Bloomberg has a piece about how, while it has been four years since the opening of the first Amazon Go checkout-free store, " the e-commerce behemoth is a long way from conquering Main Street.
"But a strategy is gradually emerging that could make Jeff Bezos & Co. a deluge of profit from the concept without opening a single store more.
"That’s because selling groceries isn’t a great business these days. Selling software, however, often is.
"The tech is pretty nifty. Shoppers fill their baskets and then, tracked by computer vision technology, simply leave without needing to check out. The cost is debited from their accounts automatically … Amazon seemed to be drawing a new line of battle with brick-and-mortar retailers. But there are still only some 30 Amazon Go locations in the U.S. and the U.K.

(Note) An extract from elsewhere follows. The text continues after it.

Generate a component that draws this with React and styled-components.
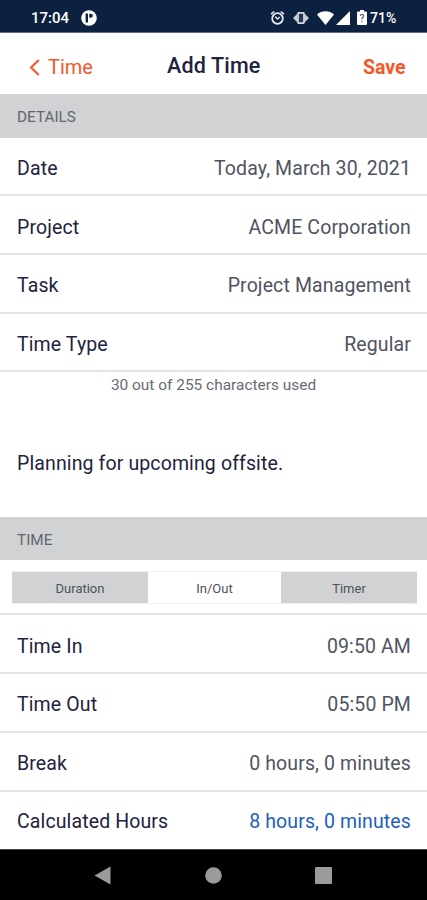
import styled, { createGlobalStyle } from "styled-components";
import { useState } from "react";

const GlobalStyle = createGlobalStyle`
  * {
    box-sizing: border-box;
  }
  body {
    margin: 0;
    background-color: #fff;
    font-family: Roboto, sans-serif;
  }
`;

const Screen = styled.div`
  width: 427px;
  height: 900px;
  display: flex;
  flex-direction: column;
  overflow: hidden;
  background-color: #fff;
  color: #22223f;
`;

const StatusBar = styled.div`
  height: 33px;
  flex-shrink: 0;
  padding: 3px 29px 0 31px;
  display: flex;
  align-items: center;
  background-color: #0b213f;
  border-bottom: 1px solid #5f6b7c;
  color: #fff;
`;

const Clock = styled.span`
  width: 50px;
  font-size: 15px;
  font-weight: 500;
`;

const StatusIcons = styled.div`
  margin-left: auto;
  display: flex;
  align-items: center;
`;

const Icon = styled.svg`
  display: block;
  flex-shrink: 0;
  margin-right: ${(props) => props.$gap || 0}px;
`;

const Battery = styled.span`
  width: 28px;
  font-size: 14px;
  font-weight: 500;
  white-space: nowrap;
`;

const Header = styled.header`
  height: 61px;
  flex-shrink: 0;
  padding: 0 21.5px 0 29px;
  display: grid;
  grid-template-columns: 1fr auto 1fr;
  align-items: center;
`;

const Back = styled.button`
  padding: 7px 0 0;
  border: 0;
  background: none;
  display: flex;
  align-items: center;
  gap: 8px;
  font: 400 20px/24px Roboto, sans-serif;
  color: #f1592a;
`;

const Title = styled.h1`
  margin: 0;
  padding: 4px 7px 0 0;
  font-size: 21.5px;
  font-weight: 500;
  line-height: 24px;
  letter-spacing: 0.15px;
`;

const Save = styled.button`
  justify-self: end;
  padding: 8px 0 0;
  border: 0;
  background: none;
  font: 700 19.5px/24px Roboto, sans-serif;
  color: #f1592a;
`;

const SectionTitle = styled.h2`
  height: 43.5px;
  flex-shrink: 0;
  margin: 0;
  padding: 2px 17px 0;
  display: flex;
  align-items: center;
  background-color: #d0d2d3;
  color: #62676f;
  font-size: 15.3px;
  font-weight: 400;
`;

const Row = styled.div`
  height: ${(props) => (props.$last ? "57.5px" : "58.7px")};
  flex-shrink: 0;
  padding: ${(props) => (props.$last ? "3px" : "5px")} 16px 0 17px;
  display: flex;
  align-items: center;
  justify-content: space-between;
  border-bottom: ${(props) => (props.$last ? "0" : "2px solid #e3e4e6")};
  font-size: 19.5px;
  letter-spacing: 0.12px;
`;

const Label = styled.span``;

const Value = styled.span`
  color: ${(props) => (props.$total ? "#2160b8" : "#505362")};
`;

const Notes = styled.div`
  height: 144.7px;
  flex-shrink: 0;
  display: flex;
  flex-direction: column;
`;

const Counter = styled.span`
  padding-top: 4px;
  text-align: center;
  font-size: 15.4px;
  line-height: 18px;
  letter-spacing: 0.02px;
  color: #676a73;
`;

const NoteText = styled.p`
  margin: 0;
  padding: 58px 17px 0;
  font-size: 19.5px;
  line-height: 24px;
  letter-spacing: 0.12px;
`;

const TabBar = styled.div`
  height: 55px;
  flex-shrink: 0;
  padding: 11px 10px 10px 12px;
  border-bottom: 2px solid #e3e4e6;
`;

const Tabs = styled.div`
  height: 33px;
  display: grid;
  grid-template-columns: 136px 133px 136px;
  border-radius: 2px;
  overflow: hidden;
`;

const Tab = styled.button`
  padding: 1px 0 0;
  border: 0;
  border-top: 1px solid #eff0f1;
  border-bottom: 1px solid #eff0f1;
  background-color: ${(props) => (props.$active ? "#fff" : "#d0d2d3")};
  color: #4d525c;
  font: 400 13px/15px Roboto, sans-serif;
`;

const NavBar = styled.nav`
  flex: 1;
  padding: 0 95px 0 94px;
  display: flex;
  align-items: center;
  justify-content: space-between;
  background-color: #000;
  border-top: 1px solid #444;
`;

const details = [
  { label: "Date", value: "Today, March 30, 2021" },
  { label: "Project", value: "ACME Corporation" },
  { label: "Task", value: "Project Management" },
  { label: "Time Type", value: "Regular" },
];

const times = [
  { label: "Time In", value: "09:50 AM" },
  { label: "Time Out", value: "05:50 PM" },
  { label: "Break", value: "0 hours, 0 minutes" },
  { label: "Calculated Hours", value: "8 hours, 0 minutes", total: true },
];

const AddTime = () => {
  const [mode, setMode] = useState("In/Out");

  return (
    <Screen>
      <StatusBar>
        <Clock>17:04</Clock>
        <Icon width="16" height="16" viewBox="0 0 16 16">
          <circle cx="8" cy="8" r="7.8" fill="#fff" />
          <path d="M5.8 3.5v9" fill="none" stroke="#0b213f" strokeWidth="2.4" />
          <path d="M8.3 3.800h1.500a2 2 0 0 1 0 4H8.300z" fill="#0b213f" />
        </Icon>
        <StatusIcons>
          <Icon $gap={8} width="15" height="16" viewBox="0 0 15 16" fill="none" stroke="#e6eaf0">
            <circle cx="7.5" cy="8.5" r="5.3" strokeWidth="1.8" />
            <path d="M1 4.2 4.2 1.5M14 4.2l-3.2-2.7" strokeWidth="1.6" />
            <path d="m5.2 6.5 2.300 2.500 2.300-2" strokeWidth="1.300" />
          </Icon>
          <Icon $gap={8} width="16" height="12" viewBox="0 0 16 12">
            <path d="M0 6 4.500 1.500v9zM16 6l-4.500-4.500v9z" fill="#c9cfd8" />
            <rect x="5" y=".8" width="6" height="10.400" rx="1" fill="#25385a" stroke="#d5dae2" strokeWidth="1.700" />
          </Icon>
          <Icon $gap={2} width="17" height="14" viewBox="0 0 17 14">
            <path d="M8.5 14 0 3.4C2.4 1.2 5.2.2 8.5.2s6.100 1 8.500 3.200z" fill="#fff" />
          </Icon>
          <Icon $gap={7} width="14" height="14" viewBox="0 0 14 14">
            <path d="M14 0v14H0z" fill="#fff" />
          </Icon>
          <Icon $gap={3} width="10" height="15" viewBox="0 0 10 15">
            <path d="M3 0h4v1.500h2q1 0 1 1V14q0 1-1 1H1q-1 0-1-1V2.500q0-1 1-1h2z" fill="#fff" />
            <path d="M3.300 5.800q.2-1.500 1.700-1.500t1.700 1.500Q6.700 7 5 8v1.600M5 10.800v1.300" fill="none" stroke="#53627a" strokeWidth="1.200" />
          </Icon>
          <Battery>71%</Battery>
        </StatusIcons>
      </StatusBar>

      <Header>
        <Back>
          <Icon width="11" height="17" viewBox="0 0 11 17">
            <path d="M9.800 1 2 8.500 9.800 16" fill="none" stroke="#f1592a" strokeWidth="2.100" />
          </Icon>
          Time
        </Back>
        <Title>Add Time</Title>
        <Save>Save</Save>
      </Header>

      <SectionTitle>DETAILS</SectionTitle>
      {details.map((item) => (
        <Row key={item.label}>
          <Label>{item.label}</Label>
          <Value>{item.value}</Value>
        </Row>
      ))}

      <Notes>
        <Counter>30 out of 255 characters used</Counter>
        <NoteText>Planning for upcoming offsite.</NoteText>
      </Notes>

      <SectionTitle>TIME</SectionTitle>
      <TabBar>
        <Tabs>
          {["Duration", "In/Out", "Timer"].map((name) => (
            <Tab key={name} $active={mode === name} onClick={() => setMode(name)}>
              {name}
            </Tab>
          ))}
        </Tabs>
      </TabBar>
      {times.map((item) => (
        <Row key={item.label} $last={item.total}>
          <Label>{item.label}</Label>
          <Value $total={item.total}>{item.value}</Value>
        </Row>
      ))}

      <NavBar>
        <Icon width="17" height="19" viewBox="0 0 17 19">
          <path d="M.5 9.500 16.500.5v18z" fill="#9b9b9b" />
        </Icon>
        <Icon width="17" height="17" viewBox="0 0 17 17">
          <circle cx="8.500" cy="8.500" r="8.300" fill="#9b9b9b" />
        </Icon>
        <Icon width="17" height="17" viewBox="0 0 17 17">
          <rect width="17" height="17" rx="1" fill="#9b9b9b" />
        </Icon>
      </NavBar>
    </Screen>
  );
};

const App = () => (
  <>
    <GlobalStyle />
    <AddTime />
  </>
);

export default App;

"Back in 2018, admittedly pre-pandemic, Bloomberg News reported that the company was considering a plan to open as many as 3,000 cashierless stores by 2021.
"Bezos and his lieutenants now seem to be gearing up for a different fight entirely: to control the operating system for the world’s shops.

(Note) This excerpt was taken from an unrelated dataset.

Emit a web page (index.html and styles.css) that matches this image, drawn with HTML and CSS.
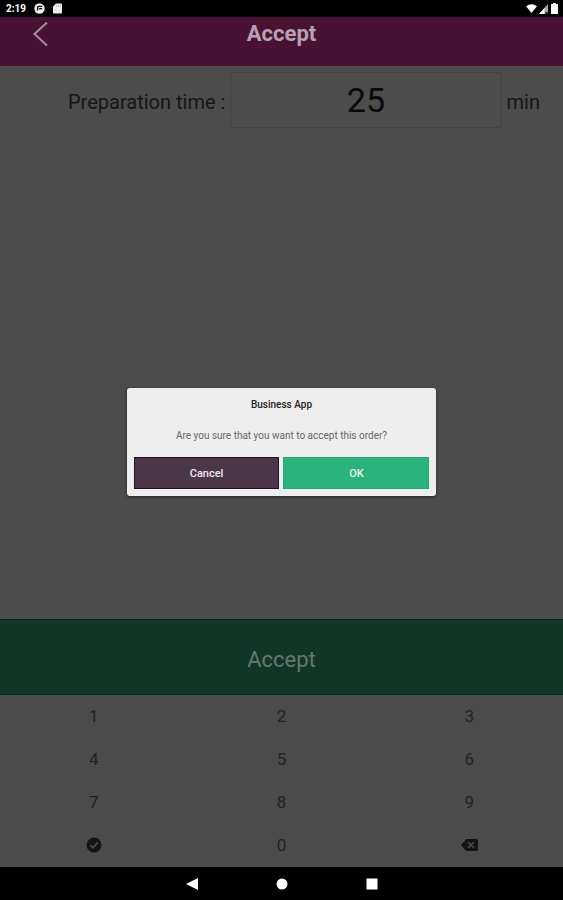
FILE: index.html
```html
<!DOCTYPE html>
<html lang="en">
<head>
    <meta charset="UTF-8">
    <meta name="viewport" content="width=device-width, initial-scale=1.0">
    <title>Business App</title>
    <link rel="stylesheet" href="styles.css">
</head>
<body>
    <div class="status-bar">
        <span class="clock">2:19</span>
        <svg width="11" height="11" viewBox="0 0 11 11"><circle cx="5.5" cy="5.5" r="5.2" fill="#eee"/><path d="M3.6 7.4V4.6q0-1.2 1.2-1.2h3.4M5.8 6.6V5.6h2.4" fill="none" stroke="#111" stroke-width="1.4"/></svg>
        <svg width="9" height="11" viewBox="0 0 9 11"><path d="M3 .5h5q1 0 1 1v8q0 1-1 1H1q-1 0-1-1V3.5z" fill="#eee"/><path d="M3.5 2v2M5.5 2v2M7.3 2v2" stroke="#aaa" stroke-width=".7"/></svg>
        <div class="status-right">
            <svg width="11" height="9" viewBox="0 0 11 9"><path d="M0 2.2Q5.5-1.8 11 2.2L5.5 9z" fill="#fff"/></svg>
            <svg width="10" height="10" viewBox="0 0 10 10"><path d="M0 10L9 0v10z" fill="#aaa"/><path d="M0 10L5.5 4v6z" fill="#fff"/><path d="M6 8l3 2M9 8l-3 2" stroke="#222"/></svg>
            <svg width="7" height="11" viewBox="0 0 7 11"><path d="M2 0h3v1h2v10H0V1h2z" fill="#fff"/></svg>
        </div>
    </div>

    <div class="screen">
        <header class="header">
            <button class="back" aria-label="Back">
                <svg width="15" height="26" viewBox="0 0 15 26"><path d="M14 1.5L1.5 13 14 24.5" fill="none" stroke="#a08fa0" stroke-width="2"/></svg>
            </button>
            <h1>Accept</h1>
        </header>

        <main class="content">
            <div class="time-row">
                <label for="prepTime">Preparation time :</label>
                <input id="prepTime" type="text" value="25">
                <span>min</span>
            </div>
        </main>

        <button class="accept">Accept</button>

        <div class="keypad">
            <button>1</button>
            <button>2</button>
            <button>3</button>
            <button>4</button>
            <button>5</button>
            <button>6</button>
            <button>7</button>
            <button>8</button>
            <button>9</button>
            <button aria-label="Done">
                <svg width="16" height="16" viewBox="0 0 16 16"><circle cx="8" cy="8" r="7.5" fill="#141414"/><path d="M4.3 8.2l2.6 2.6 5-5.4" fill="none" stroke="#4b4b4b" stroke-width="1.8"/></svg>
            </button>
            <button>0</button>
            <button aria-label="Delete">
                <svg width="17" height="12" viewBox="0 0 17 12"><path d="M5.2 0H15.5Q17 0 17 1.5v9Q17 12 15.5 12H5.2L0 6z" fill="#141414"/><path d="M7 3l6 6M13 3L7 9" stroke="#4b4b4b" stroke-width="1.6"/></svg>
            </button>
        </div>

        <div class="overlay">
            <div class="dialog" role="dialog" aria-labelledby="dialogTitle">
                <h2 id="dialogTitle">Business App</h2>
                <p>Are you sure that you want to accept this order?</p>
                <div class="dialog-buttons">
                    <button class="cancel">Cancel</button>
                    <button class="ok">OK</button>
                </div>
            </div>
        </div>
    </div>

    <nav class="nav-bar">
        <button aria-label="Back"><svg width="12" height="12" viewBox="0 0 12 12"><path d="M12 0v12L0 6z" fill="#fff"/></svg></button>
        <button aria-label="Home"><svg width="12" height="12" viewBox="0 0 12 12"><circle cx="6" cy="6" r="5.5" fill="#fff"/></svg></button>
        <button aria-label="Recent apps"><svg width="12" height="12" viewBox="0 0 12 12"><path d="M.5 .5h11v11H.5z" fill="#fff"/></svg></button>
    </nav>
</body>
</html>
```
FILE: styles.css
```css
* {
    box-sizing: border-box;
}

body {
    display: flex;
    flex-direction: column;
    min-height: 100vh;
    margin: 0;
    background-color: #000;
    font-family: Roboto, "Liberation Sans", sans-serif;
}

button {
    display: flex;
    align-items: center;
    justify-content: center;
    padding: 0;
    border: none;
    background: none;
    font-family: inherit;
}

.status-bar {
    display: flex;
    align-items: center;
    gap: 8px;
    height: 17px;
    padding: 0 5px 0 6px;
}

.clock {
    color: #fff;
    font-size: 10px;
    font-weight: bold;
}

.status-right {
    display: flex;
    align-items: center;
    gap: 2px;
    margin-left: auto;
}

.screen {
    position: relative;
    flex: 1;
    display: flex;
    flex-direction: column;
    background-color: #4c4c4c;
}

.header {
    display: grid;
    grid-template-columns: 48px 1fr 48px;
    padding: 3px 0 18px;
    background-color: #4a1232;
}

.back {
    justify-content: flex-end;
}

.header h1 {
    margin: 0;
    color: #b3a3b0;
    font-size: 22px;
    font-weight: bold;
    line-height: 28px;
    text-align: center;
}

.content {
    flex: 1;
}

.time-row {
    display: flex;
    align-items: center;
    gap: 5px;
    padding: 6px 23px 7px 68px;
    color: #161616;
    font-size: 20px;
}

.time-row label,
.time-row span {
    padding-top: 4px;
}

.time-row input {
    flex: 1;
    min-width: 0;
    height: 56px;
    padding: 0;
    border: 1px solid #424242;
    border-radius: 2px;
    background: none;
    color: #0a0a0a;
    font-family: inherit;
    font-size: 34px;
    text-align: center;
}

.accept {
    height: 76px;
    padding-top: 5px;
    border-top: 1px solid #082418;
    border-bottom: 1px solid #052e1c;
    background-color: #113627;
    color: #66766e;
    font-size: 22px;
}

.keypad {
    display: grid;
    grid-template-columns: repeat(3, 1fr);
    grid-auto-rows: 43px;
    background-color: #4b4b4b;
}

.keypad button {
    padding-bottom: 1px;
    border-bottom: 1px solid #494949;
    color: #222;
    font-size: 17px;
}

.overlay {
    position: absolute;
    inset: 0;
    display: flex;
    align-items: center;
    justify-content: center;
}

.dialog {
    width: 55%;
    padding: 9px 7px 7px;
    border-radius: 3px;
    background-color: #eee;
    box-shadow: 0 1px 3px #222;
    text-align: center;
}

.dialog h2 {
    margin: 0 0 16px;
    color: #222;
    font-size: 10px;
    font-weight: 500;
    line-height: 15px;
}

.dialog p {
    margin: 0 0 14px;
    color: #666;
    font-size: 10px;
    line-height: 15px;
}

.dialog-buttons {
    display: grid;
    grid-template-columns: 1fr 1fr;
    gap: 4px;
}

.dialog-buttons button {
    height: 32px;
    color: #eee;
    font-size: 11px;
    font-weight: 500;
}

.cancel {
    border: 1px solid #2c0a2a;
    background-color: #4c364a;
}

.ok {
    border: 1px solid #1fa870;
    background-color: #2bb37e;
}

.nav-bar {
    display: flex;
    align-items: center;
    justify-content: center;
    gap: 78px;
    height: 33px;
}
```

"This year, Amazon has signed a flurry of deals to provide its so-called Just Walk Out technology to other stores. Last month, Starbucks Corp. opened a cafe in New York that uses the system, the same week Bloomberg News reported that Britain’s J Sainsbury Plc was deploying it at a trial store in London. Dufry AG is using it at Hudson-branded convenience stores at airports in Dallas and Chicago."
- KC's View:
You can be on the throne. Or you can be the power behind the throne.
The Bloomberg story makes the point that the economics of a checkout-free store have changed. Dramatically.
These stores used to cost $4 million a year to run just four years ago. Now, they cost as little as $159,000 a year to run.
At a time when retailers are trying to deal with labor shortages and reduce friction, embracing the Amazon Go model - or one of its competitors, which are out there - makes a lot of sense. Though I'd be very careful about access to customer data; there have to be firewalls that protect the retailers' most important asset.